I need not, and in the absence of compelling circumstances should not, consider on appeal those issues that were not raised in the court below. See Gillihan v. Shillinger, 872 F.2d 935, 938 (10th Cir.1989). The only grounds raised by Lalan pre-trial as reasons for his request for continuance were the Trustee's recent discovery requests (which were then withdrawn) and the delay in his trial preparation due to his counsel's absence on military duty. Thus, I do not consider on appeal the issues raised for the first time concerning joint administration, conflicting procedural orders or difficulty in obtaining required documents from the depository set up by the Trustee on the court's order.

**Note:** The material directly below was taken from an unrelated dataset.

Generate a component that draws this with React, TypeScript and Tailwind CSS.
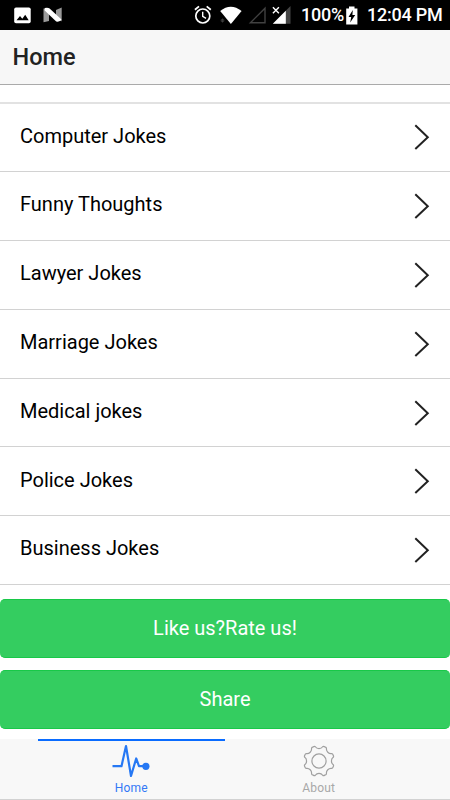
import React from "react";

const categories = [
  "Computer Jokes",
  "Funny Thoughts",
  "Lawyer Jokes",
  "Marriage Jokes",
  "Medical jokes",
  "Police Jokes",
  "Business Jokes",
];

function point(radius: number, degrees: number) {
  const a = (degrees * Math.PI) / 180;
  return `${(16 + radius * Math.cos(a)).toFixed(2)} ${(16 + radius * Math.sin(a)).toFixed(2)}`;
}

// Eight rounded teeth joined by scalloped notches.
function gearPath() {
  let d = `M${point(14.7, 14.5)}`;
  for (let i = 0; i < 8; i++) {
    const c = 22.5 + i * 45;
    d += `Q${point(15.6, c - 6)} ${point(15.3, c)}`;
    d += `Q${point(15.6, c + 6)} ${point(14.7, c + 8)}`;
    d += `C${point(12, c + 13)} ${point(12, c + 32)} ${point(14.7, c + 37)}`;
  }
  return d + "Z";
}

function StatusBar() {
  return (
    <div className="flex h-[30px] shrink-0 items-center bg-black text-white">
      <svg className="ml-[14px] shrink-0" width="17" height="17" viewBox="0 0 17 17">
        <rect x="0.2" y="0.5" width="16.5" height="15.8" rx="1.8" fill="#fff" />
        <path d="M2.5 13.3 6 9l2.3 2.7L11.2 7.8l3.5 5.5Z" fill="#000" />
      </svg>
      <svg className="ml-[12px] shrink-0" width="20" height="16" viewBox="0 0 20 16">
        <path d="M.5 1.4 6 2.5v11.4L.5 15.2Z" fill="#999" />
        <path d="M13 3 18.7.6v13.6L13 13Z" fill="#999" />
        <path d="M1.7 1Q5 .2 6.6 1.5L18.5 12.5Q17 15.2 13.2 14.5L1.7 3.6Z" fill="#fff" />
      </svg>
      <svg className="ml-[131px] shrink-0" width="18" height="20" viewBox="0 0 18 20" fill="none" stroke="#fff">
        <circle cx="8.8" cy="11" r="7" strokeWidth="1.7" />
        <path d="M8.7 6.8v4.6l3.3 2" strokeWidth="1.4" />
        <path d="M.9 4.7 5 1.4M12.7 1.4 16.8 4.7" strokeWidth="1.8" />
      </svg>
      <svg className="ml-[7px] shrink-0" width="24" height="20" viewBox="0 0 24 20">
        <path d="M1.2 6Q11.7-2.5 22.6 6L11.9 19Z" fill="#fff" />
        <path d="M3.5 13.5v4M2.2 14.7h2.6v1.6H2.2Z" stroke="#444" strokeWidth=".8" fill="none" />
      </svg>
      <svg className="ml-[5px] shrink-0" width="19" height="20" viewBox="0 0 19 20">
        <path d="M2.4 17.7H17V3.2Z" fill="none" stroke="#414141" strokeWidth="1.4" />
      </svg>
      <svg className="ml-[5px] shrink-0" width="20" height="20" viewBox="0 0 20 20">
        <path d="M.8 18.8 18.5 1v17.8Z" fill="#444" />
        <path d="M.8 18.8 13.8 5.7v13.1Z" fill="#fff" />
        <path d="M0 1.2h7.8v8H0Z" fill="#000" />
        <path d="m.9 2.2 6 6M6.9 2.2l-6 6" stroke="#fff" strokeWidth="1.4" />
      </svg>
      <span className="ml-[9px] w-[43px] shrink-0 whitespace-nowrap text-[18px] leading-[30px] font-medium tracking-[-0.2px]">100%</span>
      <svg className="ml-[2px] shrink-0" width="12" height="19" viewBox="0 0 12 19">
        <path d="M.2 2.5H3V.5h5.5v2h2.9v16H.2Z" fill="#fff" />
        <path d="M6.8 4 2.5 11h2.7L4.2 16.5 9.2 9H6.4Z" fill="#000" />
      </svg>
      <span className="ml-[9px] whitespace-nowrap text-[18px] leading-[30px] font-medium tracking-[-0.25px]">12:04 PM</span>
    </div>
  );
}

function Chevron() {
  return (
    <svg width="18" height="28" viewBox="0 0 18 28" fill="none" stroke="#222" strokeWidth="2">
      <path d="M2.3 2.3 14.8 14.2 2.3 26" />
    </svg>
  );
}

export default function App() {
  return (
    <div className="flex h-[800px] w-[450px] flex-col overflow-hidden bg-white font-['Roboto',sans-serif]">
      <StatusBar />
      <header className="flex h-[55px] shrink-0 items-center border-b border-[#aaa] bg-[#f7f7f7] pl-[12.5px]">
        <h1 className="text-[23.5px] leading-[54px] font-medium text-[#222]">Home</h1>
      </header>
      <main className="flex flex-1 flex-col pt-[16.5px]">
        <ul className="border-t-2 border-[#e2e2e2]">
          {categories.map((name) => (
            <li key={name} className="flex h-[68.8px] items-center justify-between border-b border-[#d2d2d2] pr-[19.5px] pl-5">
              <span className="-mt-[3.6px] text-[20px] leading-6 text-black">{name}</span>
              <Chevron />
            </li>
          ))}
        </ul>
        <button className="mt-[13.7px] h-[59px] shrink-0 rounded-[5px] border-y border-[#18c848] bg-[#34cd60] text-[20px] text-white">
          Like us?Rate us!
        </button>
        <button className="mt-[12px] h-[59px] shrink-0 rounded-[5px] border-y border-[#18c848] bg-[#34cd60] text-[20px] text-white">
          Share
        </button>
      </main>
      <nav className="flex h-[61px] shrink-0 justify-center border-b border-[#d2d2d2] bg-[#f8f8f8]">
        <a className="flex w-[187.5px] flex-col items-center border-t-[2px] border-[#0a6cff] text-[#3478f6]">
          <svg className="mt-[2px]" width="40" height="36" viewBox="0 0 40 36" fill="none" stroke="#2678f4" strokeWidth="2.2" strokeLinejoin="round">
            <path d="M1.5 23.2h9L15 3l5 30 5.2-17.5 2.8 7.7h7" />
            <circle cx="34.9" cy="23.3" r="3.6" fill="#2678f4" stroke="none" />
          </svg>
          <span className="mt-px text-[12px] leading-4 tracking-[0.2px]">Home</span>
        </a>
        <a className="flex w-[187.5px] flex-col items-center pt-[6px] text-[#a8a8a8]">
          <svg width="32" height="32" viewBox="0 0 32 32" fill="none" stroke="#a0a0a0" strokeWidth="1.2">
            <path d={gearPath()} />
            <circle cx="16" cy="16" r="7.1" />
          </svg>
          <span className="mt-[3px] text-[12px] leading-4 tracking-[0.2px]">About</span>
        </a>
      </nav>
    </div>
  );
}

Due process requires that a person be given notice and an opportunity to be heard before being deprived of a property interest. Fuentes v. Shevin, 407 U.S. 67, 81-82, 92 S. Ct. 1983, 1994-95, 32 L. Ed. 2d 556 (1972). The court's order of July 19, 1993 scheduled the discovery cut-off and trial dates and stated that the parties had until August 9, 1993, to request amendments to the order, after which the court would not consider any modifications to the order. The court gave Lalan adequate notice of the discovery cut-off and trial dates and an opportunity to seek amendment of these dates some time before his counsel's departure for military duty. Lalan filed his motion seeking amendment more than one month after the date allowed for seeking modification and one day before the discovery cut-off date. In denying the motion, the court did not deprive Lalan of notice or an opportunity to be heard. The court acted within its authority to enforce its scheduling order with a view toward promptly adjudicating the lawsuit. See Estate of Costner v. Phillips Petroleum Co., 121 F.R.D. 690, 693 (W.D.Okla.1988). I *224 therefore find that the bankruptcy court did not deprive Lalan of due process.


For the aforesaid reasons, I AFFIRM.


Pursuant to and in accordance with the Memorandum Decision on Appeal entered by the Honorable John L. Kane, Judge, on April 11, 1994 it is hereby

ORDERED that the decision of the bankruptcy court is affirmed.